> **JOB**
In the entries below, identify every line with the string "this" and copy it.

> **RECORDS FOR THE TASK**

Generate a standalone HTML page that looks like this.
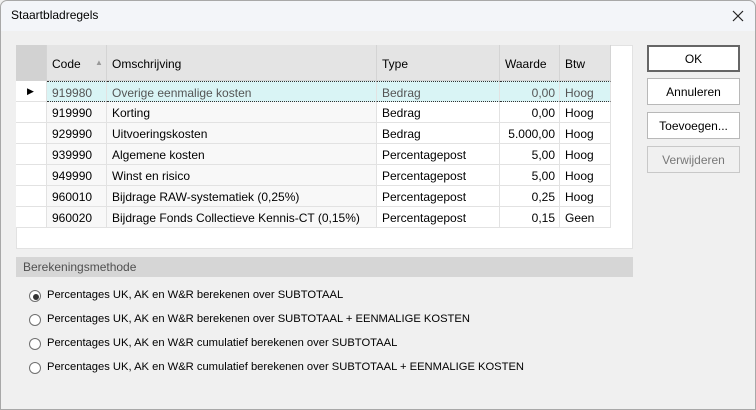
<!DOCTYPE html>
<html><head><style>
*{margin:0;padding:0;box-sizing:border-box}
body{width:756px;height:410px;background:#f0f0f0;font-family:"Liberation Sans",Arial,sans-serif;font-size:12px;color:#000;position:relative;overflow:hidden}
.win{position:absolute;left:0;top:0;width:756px;height:410px;border:1px solid #a8a8a8;border-radius:7px 7px 0 0}
.title{position:absolute;left:1px;top:1px;width:754px;height:30px;background:#f3f5f9;border-radius:7px 7px 0 0}
.title span{position:absolute;left:10px;top:7px;font-size:12px}
.x{position:absolute;left:730px;top:8px}
.panel{position:absolute;left:16px;top:45px;width:617px;height:204px;background:#fff;border:1px solid #e2e2e2}
.c{position:absolute;height:21px;border-right:1px solid #e2e2e2;border-bottom:1px solid #e2e2e2;padding:4px 4px 0 5px;white-space:nowrap;overflow:hidden}
.h{background:#e4e4e4;border-color:#d4d4d4;height:36px;padding-top:12px}
.r{text-align:right}
.btn{position:absolute;left:647px;width:93px;height:27px;background:#fff;border:1px solid #b8b8b8;text-align:center;padding-top:6px}
.band{position:absolute;left:16px;top:257px;width:617px;height:20px;background:#d6d6d6;color:#505050;padding:3px 0 0 7px}
.rad{position:absolute;left:29px;height:16px}
.rad i{position:absolute;left:0;top:1px;width:12px;height:12px;border:1px solid #707070;border-radius:50%;background:#fff}
.rad b{position:absolute;left:3px;top:3px;width:6px;height:6px;border-radius:50%;background:#333}
.rad span{position:absolute;left:18px;top:0;white-space:nowrap;font-size:11.2px}
</style></head><body>
<div class="win"></div>
<div class="title"><span>Staartbladregels</span>
<svg class="x" width="14" height="14" viewBox="0 0 14 14"><path d="M2 2L12 12M12 2L2 12" stroke="#222" stroke-width="1.2"/></svg></div>
<div class="panel"></div>
<div id="g"></div>
<div class="btn" style="top:45px;border:2px solid #666;padding-top:5px">OK</div>
<div class="btn" style="top:78px">Annuleren</div>
<div class="btn" style="top:112px">Toevoegen...</div>
<div class="btn" style="top:146px;background:#f0f0f0;color:#777;border-color:#c8c8c8">Verwijderen</div>
<div class="band">Berekeningsmethode</div>
<div class="rad" style="top:289px"><i><b></b></i><span>Percentages UK, AK en W&amp;R berekenen over SUBTOTAAL</span></div>
<div class="rad" style="top:313px"><i></i><span>Percentages UK, AK en W&amp;R berekenen over SUBTOTAAL + EENMALIGE KOSTEN</span></div>
<div class="rad" style="top:337px"><i></i><span>Percentages UK, AK en W&amp;R cumulatief berekenen over SUBTOTAAL</span></div>
<div class="rad" style="top:361px"><i></i><span>Percentages UK, AK en W&amp;R cumulatief berekenen over SUBTOTAAL + EENMALIGE KOSTEN</span></div>
<script>
var cols=[[16,31],[47,60],[107,270],[377,123],[500,60],[560,51]];
var rows=[["919980","Overige eenmalige kosten","Bedrag","0,00","Hoog"],["919990","Korting","Bedrag","0,00","Hoog"],["929990","Uitvoeringskosten","Bedrag","5.000,00","Hoog"],["939990","Algemene kosten","Percentagepost","5,00","Hoog"],["949990","Winst en risico","Percentagepost","5,00","Hoog"],["960010","Bijdrage RAW-systematiek (0,25%)","Percentagepost","0,25","Hoog"],["960020","Bijdrage Fonds Collectieve Kennis-CT (0,15%)","Percentagepost","0,15","Geen"]];
var h='',hd=['','Code','Omschrijving','Type','Waarde','Btw'];
for(var i=0;i<6;i++){h+='<div class="c h" style="left:'+cols[i][0]+'px;top:45px;width:'+cols[i][1]+'px;'+(i==0?'background:#d2d2d2;':'')+'">'+hd[i]+(i==1?'<span style="position:absolute;left:48px;top:13px;font-size:8px;color:#999">&#9650;</span>':'')+'</div>';}
for(var r=0;r<7;r++){var t=81+r*21;var sel=r==0;
for(var i=0;i<6;i++){var bg=i==0?'#fff':(sel?'#d9f4f5':(i<3?'#f8f8f8':'#fff'));var col=sel&&i>0?'#555':'#000';
var txt=i==0?(sel?'<span style="position:absolute;left:11px;top:5px;font-size:9px">&#9654;</span>':''):rows[r][i-1];
h+='<div class="c'+(i==4?' r':'')+'" style="left:'+cols[i][0]+'px;top:'+t+'px;width:'+cols[i][1]+'px;background:'+bg+';color:'+col+';'+(sel&&i>0?'border-top:1px dotted #333;border-bottom:1px dotted #333;':'')+'">'+txt+'</div>';}}
document.getElementById('g').innerHTML=h;
</script>
</body></html>
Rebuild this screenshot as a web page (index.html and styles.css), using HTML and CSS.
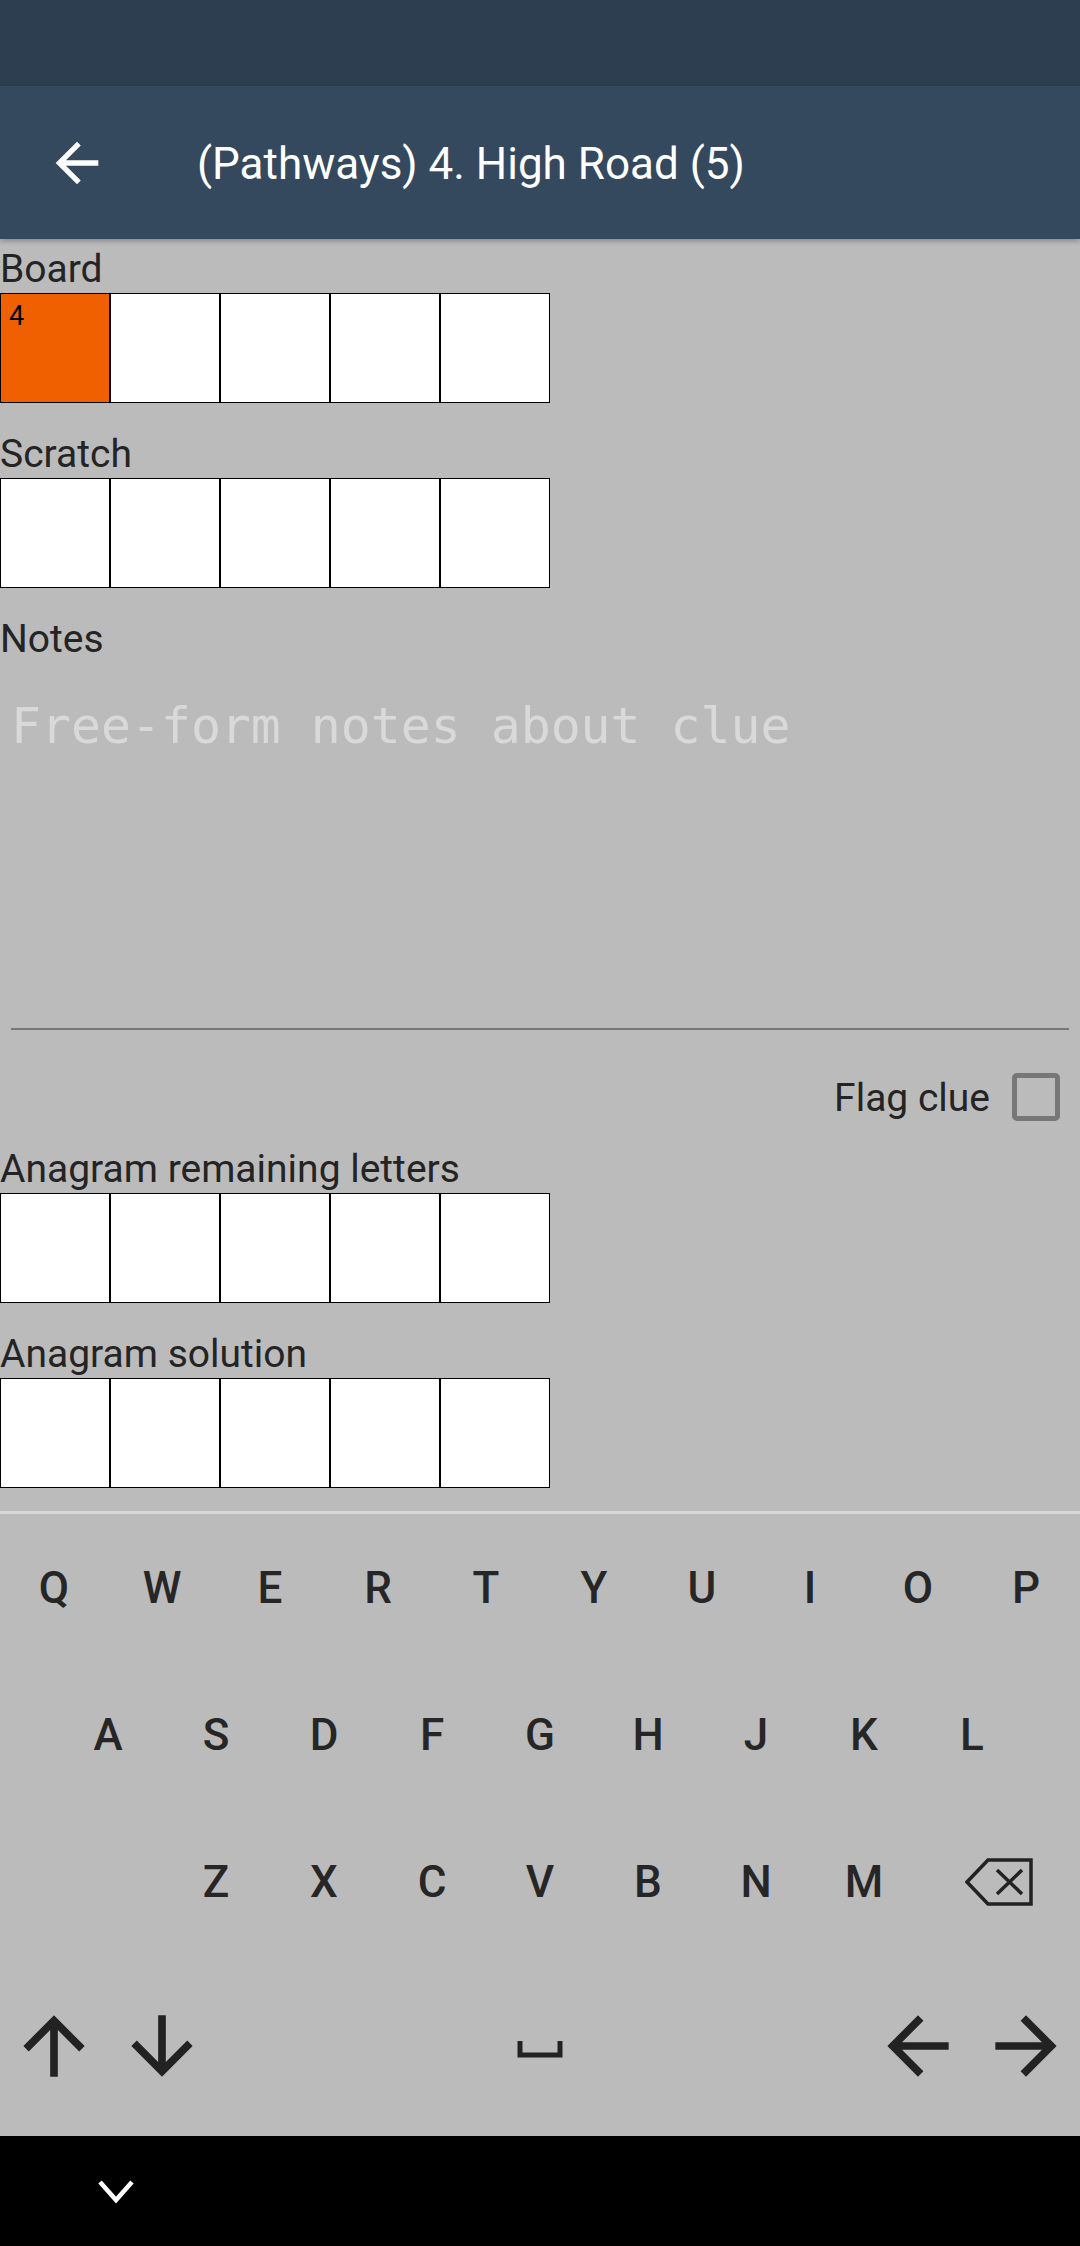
FILE: index.html
```html
<!DOCTYPE html>
<html>
<head>
<meta charset="utf-8">
<link rel="stylesheet" href="styles.css">
</head>
<body>
<div class="screen">
  <div class="status"></div>
  <header class="appbar">
    <svg class="back" viewBox="0 0 24 24"><path d="M20 11H7.83l5.59-5.59L12 4l-8 8 8 8 1.41-1.41L7.83 13H20v-2z" fill="#fff"/></svg>
    <div class="title">(Pathways) 4. High Road (5)</div>
  </header>
  <main class="content">
    <section class="group first">
      <div class="label">Board</div>
      <div class="cells">
        <div class="cell active"><span class="num">4</span></div>
        <div class="cell"></div><div class="cell"></div><div class="cell"></div><div class="cell"></div>
      </div>
    </section>
    <section class="group">
      <div class="label">Scratch</div>
      <div class="cells">
        <div class="cell"></div><div class="cell"></div><div class="cell"></div><div class="cell"></div><div class="cell"></div>
      </div>
    </section>
    <section class="group">
      <div class="label">Notes</div>
      <div class="notes"><div class="placeholder">Free-form notes about clue</div></div>
    </section>
    <div class="flag-row">
      <span class="flag-text">Flag clue</span>
      <span class="checkbox"></span>
    </div>
    <section class="group flush">
      <div class="label">Anagram remaining letters</div>
      <div class="cells">
        <div class="cell"></div><div class="cell"></div><div class="cell"></div><div class="cell"></div><div class="cell"></div>
      </div>
    </section>
    <section class="group">
      <div class="label">Anagram solution</div>
      <div class="cells">
        <div class="cell"></div><div class="cell"></div><div class="cell"></div><div class="cell"></div><div class="cell"></div>
      </div>
    </section>
  </main>
  <div class="keyboard">
    <div class="kb-row r1">
      <div class="key">Q</div><div class="key">W</div><div class="key">E</div><div class="key">R</div><div class="key">T</div><div class="key">Y</div><div class="key">U</div><div class="key">I</div><div class="key">O</div><div class="key">P</div>
    </div>
    <div class="kb-row row2">
      <div class="key">A</div><div class="key">S</div><div class="key">D</div><div class="key">F</div><div class="key">G</div><div class="key">H</div><div class="key">J</div><div class="key">K</div><div class="key">L</div>
    </div>
    <div class="kb-row r3">
      <div class="key wide"></div>
      <div class="key">Z</div><div class="key">X</div><div class="key">C</div><div class="key">V</div><div class="key">B</div><div class="key">N</div><div class="key">M</div>
      <div class="key wide">
        <svg class="bksp" viewBox="0 0 68 48"><path d="M23 2H66V46H23L2 24Z" fill="none" stroke="#222" stroke-width="3.5" stroke-linejoin="miter"/><path d="M32 12L57 36M57 12L32 36" stroke="#222" stroke-width="3.5"/></svg>
      </div>
    </div>
    <div class="kb-row last">
      <div class="key"><svg class="arrow" viewBox="0 0 24 24"><path d="M4 12l1.41 1.41L11 7.83V20h2V7.83l5.58 5.59L20 12l-8-8-8 8z" fill="#222"/></svg></div>
      <div class="key"><svg class="arrow" viewBox="0 0 24 24"><path d="M20 12l-1.41-1.41L13 16.170V4h-2v12.17l-5.58-5.59L4 12l8 8 8-8z" fill="#222"/></svg></div>
      <div class="key space"><svg class="spc" viewBox="0 0 48 20"><path d="M4 2V16H44V2" fill="none" stroke="#222" stroke-width="5"/></svg></div>
      <div class="key"><svg class="arrow" viewBox="0 0 24 24"><path d="M20 11H7.83l5.59-5.59L12 4l-8 8 8 8 1.41-1.41L7.83 13H20v-2z" fill="#222"/></svg></div>
      <div class="key"><svg class="arrow" viewBox="0 0 24 24"><path d="M12 4l-1.41 1.41L16.17 11H4v2h12.17l-5.58 5.59L12 20l8-8z" fill="#222"/></svg></div>
    </div>
  </div>
  <div class="navbar">
    <svg class="chev" viewBox="0 0 40 26"><path d="M4 4L20 22L36 4" fill="none" stroke="#fff" stroke-width="4.5"/></svg>
  </div>
</div>
</body>
</html>
```
FILE: styles.css
```css
html, body {
  margin: 0;
  padding: 0;
}
body {
  background: #bbbbbb;
  font-family: Roboto, "Noto Sans", sans-serif;
  color: #242424;
}
.screen {
  width: 1080px;
  height: 2246px;
  display: flex;
  flex-direction: column;
  overflow: hidden;
  background: #bbbbbb;
}
.status {
  height: 86px;
  background: #2c3e50;
  flex: none;
}
.appbar {
  height: 153px;
  flex: none;
  background: #34495e;
  display: flex;
  align-items: center;
  box-shadow: 0 2px 5px rgba(0, 0, 0, 0.28);
  position: relative;
  z-index: 1;
}
.back {
  width: 64px;
  height: 64px;
  margin-left: 45px;
  flex: none;
}
.title {
  margin-left: 88px;
  margin-top: 2px;
  color: #fff;
  font-size: 44px;
  line-height: 54px;
  white-space: nowrap;
}
.content {
  flex: none;
  height: 1272px;
}
.group {
  margin-top: 21px;
}
.group.first,
.group.flush {
  margin-top: 0;
}
.label {
  font-size: 39px;
  line-height: 48px;
  padding-top: 6px;
  color: #242424;
  white-space: nowrap;
}
.cells {
  display: flex;
}
.cell {
  width: 108px;
  height: 108px;
  border: 1px solid #000;
  background: #fff;
  position: relative;
}
.cell.active {
  background: #f06000;
}
.num {
  position: absolute;
  left: 8px;
  top: 6px;
  font-size: 27px;
  line-height: 32px;
  color: #000;
}
.notes {
  margin: 0 11px;
  height: 367px;
  border-bottom: 2px solid #777;
  box-sizing: border-box;
  padding-top: 33px;
}
.placeholder {
  font-family: "DejaVu Sans Mono", "Liberation Mono", monospace;
  font-size: 49.8px;
  line-height: 60px;
  color: #d9d9d9;
  white-space: nowrap;
}
.flag-row {
  display: flex;
  justify-content: flex-end;
  align-items: center;
  height: 50px;
  margin-top: 42px;
  margin-bottom: 17px;
  padding-right: 20px;
}
.flag-text {
  font-size: 39px;
  line-height: 48px;
  color: #242424;
  margin-right: 22px;
  margin-top: 2px;
}
.checkbox {
  width: 48px;
  height: 48px;
  box-sizing: border-box;
  border: 5px solid #777;
  border-radius: 5px;
}
.keyboard {
  flex: none;
  height: 622px;
  border-top: 3px solid #d8d8d8;
  display: flex;
  flex-direction: column;
}
.kb-row {
  height: 147px;
  display: flex;
}
.kb-row.row2 {
  padding-left: 54px;
}
.kb-row.r3 {
  height: 148px;
}
.kb-row.last {
  height: 180px;
}
.key {
  width: 108px;
  flex: none;
  display: flex;
  align-items: center;
  justify-content: center;
  font-size: 44px;
  font-weight: 500;
  color: #262626;
}
.key.wide {
  width: 162px;
}
.key.space {
  width: 648px;
}
.arrow {
  width: 92px;
  height: 92px;
}
.bksp {
  width: 68px;
  height: 48px;
}
.spc {
  width: 48px;
  height: 20px;
  margin-top: 6px;
}
.navbar {
  flex: none;
  height: 110px;
  background: #000;
  display: flex;
  align-items: center;
}
.chev {
  width: 40px;
  height: 26px;
  margin-left: 96px;
}
```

> **SOLUTION TO THE EXERCISE**
Generate a standalone HTML page that looks like this.
Rebuild this screenshot as a web page (index.html and styles.css), using HTML and CSS.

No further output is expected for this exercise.